Granted, what Rice knew and said is not entirely unimportant. Working from official guidance cleared by the CIA and the FBI, Rice portrayed the Benghazi attack as the violent result of a demonstration, similar to the one outside the U.S embassy in Cairo, against an anti-Muslim video made in America and circulated online. Although some accounts from the ground report an initial protest, a well-organized militia apparently planned and executed the assault.
This became public soon enough, but McCain and Graham are in a frenzy over Rice’s failure to throw the word “terrorism” into her earlier account; they like to toss it around, and it gets cheaper as they do so. If she had deliberately distorted the facts to burnish the Obama administration’s anti-terrorism record, as the senators charge, that would be a legitimate complaint, possibly disqualifying if she is nominated as Secretary of State. But that’s not what seems to have happened. Instead, the details were fuzzed up by the CIA, presumably to “protect sources and methods,” in the oft-used cliché of the intelligence community.
According to Scott Shane of The New York Times, “The initial version of the talking points identified the suspected attackers—a local militant group called Ansar al-Shariah, with possible links to al-Qaeda in the Islamic Maghreb, an offshoot of the terrorist network in North Africa. But during a subsequent review by several intelligence agencies, CIA officials were concerned that such specific language might tip off the malefactors, skew intelligence collection in Libya, and interfere with the criminal investigation.
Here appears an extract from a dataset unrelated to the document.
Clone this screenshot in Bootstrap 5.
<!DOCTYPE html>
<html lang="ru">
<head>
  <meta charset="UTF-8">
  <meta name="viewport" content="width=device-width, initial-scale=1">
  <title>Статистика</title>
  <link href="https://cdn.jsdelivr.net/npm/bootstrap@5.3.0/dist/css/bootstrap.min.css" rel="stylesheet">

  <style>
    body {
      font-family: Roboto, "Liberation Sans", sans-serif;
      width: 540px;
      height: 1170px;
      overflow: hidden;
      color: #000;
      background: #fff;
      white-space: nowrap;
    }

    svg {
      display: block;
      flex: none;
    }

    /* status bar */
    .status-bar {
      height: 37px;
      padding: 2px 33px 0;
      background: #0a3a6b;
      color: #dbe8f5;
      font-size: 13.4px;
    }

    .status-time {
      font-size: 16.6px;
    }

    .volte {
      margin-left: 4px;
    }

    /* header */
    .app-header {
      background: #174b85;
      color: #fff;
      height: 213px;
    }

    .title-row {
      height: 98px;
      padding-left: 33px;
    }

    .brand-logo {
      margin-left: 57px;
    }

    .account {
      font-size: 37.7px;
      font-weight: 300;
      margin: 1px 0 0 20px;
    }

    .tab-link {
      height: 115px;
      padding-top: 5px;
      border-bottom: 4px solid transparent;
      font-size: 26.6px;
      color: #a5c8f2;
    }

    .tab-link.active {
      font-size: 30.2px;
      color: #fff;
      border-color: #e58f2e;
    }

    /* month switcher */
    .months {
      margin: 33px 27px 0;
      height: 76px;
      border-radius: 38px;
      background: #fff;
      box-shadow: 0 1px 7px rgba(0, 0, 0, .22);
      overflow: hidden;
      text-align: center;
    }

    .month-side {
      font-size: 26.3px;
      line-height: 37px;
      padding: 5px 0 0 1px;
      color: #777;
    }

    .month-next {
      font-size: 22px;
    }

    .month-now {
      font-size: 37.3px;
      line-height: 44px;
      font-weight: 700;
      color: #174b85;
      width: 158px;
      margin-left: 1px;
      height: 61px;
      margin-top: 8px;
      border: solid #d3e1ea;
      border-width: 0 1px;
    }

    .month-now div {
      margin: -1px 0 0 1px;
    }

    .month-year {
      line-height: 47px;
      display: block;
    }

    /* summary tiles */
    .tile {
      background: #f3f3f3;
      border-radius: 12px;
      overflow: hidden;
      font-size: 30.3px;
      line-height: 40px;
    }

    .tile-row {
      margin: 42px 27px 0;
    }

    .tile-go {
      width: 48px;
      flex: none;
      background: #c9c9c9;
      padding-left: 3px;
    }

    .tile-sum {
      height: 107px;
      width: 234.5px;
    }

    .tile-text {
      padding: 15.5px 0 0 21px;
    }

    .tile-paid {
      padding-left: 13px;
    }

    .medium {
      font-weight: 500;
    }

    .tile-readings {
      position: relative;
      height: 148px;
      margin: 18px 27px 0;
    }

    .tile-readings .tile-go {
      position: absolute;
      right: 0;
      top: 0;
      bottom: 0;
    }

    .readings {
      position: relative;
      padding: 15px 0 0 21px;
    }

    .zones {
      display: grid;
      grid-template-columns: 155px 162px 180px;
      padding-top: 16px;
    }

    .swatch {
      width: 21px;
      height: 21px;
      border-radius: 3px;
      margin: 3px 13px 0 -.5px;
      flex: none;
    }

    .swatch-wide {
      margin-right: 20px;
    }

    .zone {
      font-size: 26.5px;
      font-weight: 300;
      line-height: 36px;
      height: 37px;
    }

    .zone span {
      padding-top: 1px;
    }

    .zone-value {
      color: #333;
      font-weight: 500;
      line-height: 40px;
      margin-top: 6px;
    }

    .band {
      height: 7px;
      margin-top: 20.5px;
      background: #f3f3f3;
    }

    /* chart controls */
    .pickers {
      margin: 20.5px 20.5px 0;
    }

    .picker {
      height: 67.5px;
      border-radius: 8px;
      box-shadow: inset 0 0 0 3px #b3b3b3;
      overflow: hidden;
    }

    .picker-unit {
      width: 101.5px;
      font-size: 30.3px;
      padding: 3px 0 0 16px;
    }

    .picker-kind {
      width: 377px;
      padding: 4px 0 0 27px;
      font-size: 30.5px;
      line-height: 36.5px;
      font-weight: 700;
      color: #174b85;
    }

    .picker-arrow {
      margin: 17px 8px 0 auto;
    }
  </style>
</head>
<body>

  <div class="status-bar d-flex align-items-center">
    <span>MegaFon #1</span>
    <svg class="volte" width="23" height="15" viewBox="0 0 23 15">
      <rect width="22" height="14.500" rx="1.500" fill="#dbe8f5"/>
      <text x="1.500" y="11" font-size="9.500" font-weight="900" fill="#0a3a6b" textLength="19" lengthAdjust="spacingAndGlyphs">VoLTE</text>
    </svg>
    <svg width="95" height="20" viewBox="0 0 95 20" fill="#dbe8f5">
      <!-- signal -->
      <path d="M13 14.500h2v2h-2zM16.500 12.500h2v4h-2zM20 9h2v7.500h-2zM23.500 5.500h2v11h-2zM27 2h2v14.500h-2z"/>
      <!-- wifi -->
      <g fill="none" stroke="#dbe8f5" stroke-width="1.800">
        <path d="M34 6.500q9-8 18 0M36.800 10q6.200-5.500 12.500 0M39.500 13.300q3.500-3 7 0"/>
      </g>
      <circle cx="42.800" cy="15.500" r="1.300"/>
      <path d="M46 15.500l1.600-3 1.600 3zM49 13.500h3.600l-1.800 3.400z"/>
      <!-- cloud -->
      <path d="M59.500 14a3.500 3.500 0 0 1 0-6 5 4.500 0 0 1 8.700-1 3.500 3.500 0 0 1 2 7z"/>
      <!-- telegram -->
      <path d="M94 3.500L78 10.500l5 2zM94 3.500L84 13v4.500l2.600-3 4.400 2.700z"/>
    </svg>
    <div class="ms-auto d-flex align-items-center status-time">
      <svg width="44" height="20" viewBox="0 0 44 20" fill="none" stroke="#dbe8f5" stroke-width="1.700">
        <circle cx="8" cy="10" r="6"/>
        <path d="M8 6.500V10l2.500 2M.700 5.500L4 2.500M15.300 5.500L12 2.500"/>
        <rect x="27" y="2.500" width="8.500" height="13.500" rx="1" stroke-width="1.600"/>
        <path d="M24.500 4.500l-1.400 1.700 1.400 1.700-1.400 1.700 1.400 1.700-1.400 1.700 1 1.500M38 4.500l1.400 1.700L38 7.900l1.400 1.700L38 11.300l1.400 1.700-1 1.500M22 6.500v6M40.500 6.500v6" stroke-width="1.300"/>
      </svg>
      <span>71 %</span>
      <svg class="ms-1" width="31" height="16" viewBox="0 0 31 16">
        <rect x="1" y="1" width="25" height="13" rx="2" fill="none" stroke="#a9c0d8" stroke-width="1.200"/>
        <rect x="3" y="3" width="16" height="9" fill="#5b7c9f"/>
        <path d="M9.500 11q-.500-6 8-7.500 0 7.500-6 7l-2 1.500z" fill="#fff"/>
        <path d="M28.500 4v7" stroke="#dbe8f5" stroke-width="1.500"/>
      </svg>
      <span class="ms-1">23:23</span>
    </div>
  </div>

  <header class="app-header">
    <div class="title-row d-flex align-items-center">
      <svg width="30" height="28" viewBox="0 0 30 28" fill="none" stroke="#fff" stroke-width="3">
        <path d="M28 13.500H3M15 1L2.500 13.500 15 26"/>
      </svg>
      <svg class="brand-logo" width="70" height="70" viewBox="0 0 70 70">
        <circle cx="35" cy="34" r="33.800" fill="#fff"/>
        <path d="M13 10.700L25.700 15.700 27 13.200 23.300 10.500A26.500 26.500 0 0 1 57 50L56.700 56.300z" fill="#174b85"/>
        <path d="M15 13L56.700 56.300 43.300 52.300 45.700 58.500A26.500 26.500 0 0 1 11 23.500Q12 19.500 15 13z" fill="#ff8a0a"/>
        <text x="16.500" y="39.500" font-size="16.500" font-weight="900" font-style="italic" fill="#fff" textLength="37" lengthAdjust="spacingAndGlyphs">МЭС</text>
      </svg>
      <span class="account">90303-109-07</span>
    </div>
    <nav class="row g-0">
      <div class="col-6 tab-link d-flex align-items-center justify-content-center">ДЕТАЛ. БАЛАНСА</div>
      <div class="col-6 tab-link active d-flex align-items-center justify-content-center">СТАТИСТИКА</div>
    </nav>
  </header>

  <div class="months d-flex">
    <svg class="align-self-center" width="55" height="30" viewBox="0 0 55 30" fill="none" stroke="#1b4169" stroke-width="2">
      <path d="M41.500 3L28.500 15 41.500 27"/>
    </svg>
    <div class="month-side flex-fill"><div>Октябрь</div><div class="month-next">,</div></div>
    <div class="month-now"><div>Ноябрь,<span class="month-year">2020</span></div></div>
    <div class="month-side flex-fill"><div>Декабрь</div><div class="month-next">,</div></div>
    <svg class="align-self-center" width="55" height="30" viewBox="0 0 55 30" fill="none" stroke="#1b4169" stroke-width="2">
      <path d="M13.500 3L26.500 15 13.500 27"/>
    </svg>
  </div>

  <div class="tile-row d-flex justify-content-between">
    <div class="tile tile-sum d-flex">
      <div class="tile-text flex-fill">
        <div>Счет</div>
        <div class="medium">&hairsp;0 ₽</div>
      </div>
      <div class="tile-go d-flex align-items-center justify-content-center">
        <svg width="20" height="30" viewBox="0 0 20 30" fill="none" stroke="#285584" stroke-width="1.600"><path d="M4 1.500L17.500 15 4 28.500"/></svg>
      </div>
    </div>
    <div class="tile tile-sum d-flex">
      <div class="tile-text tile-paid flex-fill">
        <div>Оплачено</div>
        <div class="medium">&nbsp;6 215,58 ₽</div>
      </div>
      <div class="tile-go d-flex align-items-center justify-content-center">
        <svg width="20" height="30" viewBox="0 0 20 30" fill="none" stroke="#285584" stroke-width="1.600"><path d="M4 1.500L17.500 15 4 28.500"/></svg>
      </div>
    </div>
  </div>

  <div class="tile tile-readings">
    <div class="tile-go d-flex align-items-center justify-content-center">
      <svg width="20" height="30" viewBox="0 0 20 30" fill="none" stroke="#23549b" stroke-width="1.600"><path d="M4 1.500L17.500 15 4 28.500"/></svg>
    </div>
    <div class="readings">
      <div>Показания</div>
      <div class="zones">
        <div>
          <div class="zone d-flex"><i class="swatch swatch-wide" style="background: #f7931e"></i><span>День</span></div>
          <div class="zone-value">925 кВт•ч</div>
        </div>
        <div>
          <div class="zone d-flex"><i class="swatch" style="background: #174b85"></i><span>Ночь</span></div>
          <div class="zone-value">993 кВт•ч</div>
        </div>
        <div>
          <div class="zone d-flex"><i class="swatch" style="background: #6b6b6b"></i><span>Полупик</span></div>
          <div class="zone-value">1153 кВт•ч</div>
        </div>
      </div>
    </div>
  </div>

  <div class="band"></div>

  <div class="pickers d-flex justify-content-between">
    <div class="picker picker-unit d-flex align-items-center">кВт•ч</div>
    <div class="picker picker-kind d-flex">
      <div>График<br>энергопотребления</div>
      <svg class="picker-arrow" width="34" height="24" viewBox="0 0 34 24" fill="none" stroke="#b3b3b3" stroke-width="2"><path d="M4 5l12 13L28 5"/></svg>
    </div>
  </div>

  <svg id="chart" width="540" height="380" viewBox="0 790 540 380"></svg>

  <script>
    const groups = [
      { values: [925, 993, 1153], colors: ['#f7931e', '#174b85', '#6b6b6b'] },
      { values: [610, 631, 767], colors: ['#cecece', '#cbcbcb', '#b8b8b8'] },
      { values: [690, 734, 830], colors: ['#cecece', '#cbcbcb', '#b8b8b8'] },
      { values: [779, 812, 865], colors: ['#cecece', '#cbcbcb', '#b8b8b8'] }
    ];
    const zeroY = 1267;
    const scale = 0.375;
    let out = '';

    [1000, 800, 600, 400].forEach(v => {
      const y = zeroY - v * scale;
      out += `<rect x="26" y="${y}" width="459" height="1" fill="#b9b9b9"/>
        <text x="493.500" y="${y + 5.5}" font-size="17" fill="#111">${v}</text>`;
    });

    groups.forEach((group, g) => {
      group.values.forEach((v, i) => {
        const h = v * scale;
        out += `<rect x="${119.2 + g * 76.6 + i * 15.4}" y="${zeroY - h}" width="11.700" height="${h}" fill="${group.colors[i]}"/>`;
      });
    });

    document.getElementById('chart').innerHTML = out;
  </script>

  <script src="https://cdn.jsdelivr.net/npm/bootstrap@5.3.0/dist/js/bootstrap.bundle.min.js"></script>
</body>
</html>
So they replaced the names with the blanket term ‘extremists.’”
This may not let Rice entirely off the hook, depending on what she knew when about Ansar al-Shariah. But you can bet that if she had revealed that information, classified at the time, the distinguished senators would have skewered her for disclosing secrets to rally the public around Obama at a threatening moment. Presidents always go up in the polls when the country seems at risk. 
Let’s remember that Rice’s main competitor for the job at State is Senator John Kerry, who had the bad judgment to consider McCain as his vice presidential running mate in 2004. Kerry, a Democrat, would surely be confirmed, and his vacant seat would then be up for grabs in Massachusetts. It might be a long shot for Republicans, but in a narrowly divided Senate they’d love to have the chance.
 Kerry, now chairman of the Senate Foreign Relations Committee, would probably make a better Secretary of State than Susan Rice. He is suave, smart, experienced in foreign affairs, and may even bring creative thinking to an administration that conducts policy overseas by more reflex than strategy. But as Tom Friedman wrote in jokingly proposing the canny negotiator Education Secretary Arne Duncan for the job, “a big part of being secretary of education (and secretary of state) is getting allies and adversaries to agree on things they normally wouldn’t—and making them think that it was all their idea.” (Friedman knows about this from working for editors at The Times.)
So Kerry may be too sincere. Perhaps Obama can find some charming, nasty, streetwise, hard-bargaining, poker-playing, horse-trading strategic thinker out there who knows every dangerous neighborhood or can be a fast learner. This is the kind of discussion that McCain and Graham might be having with the White House and the public. Instead, they ate the cookies.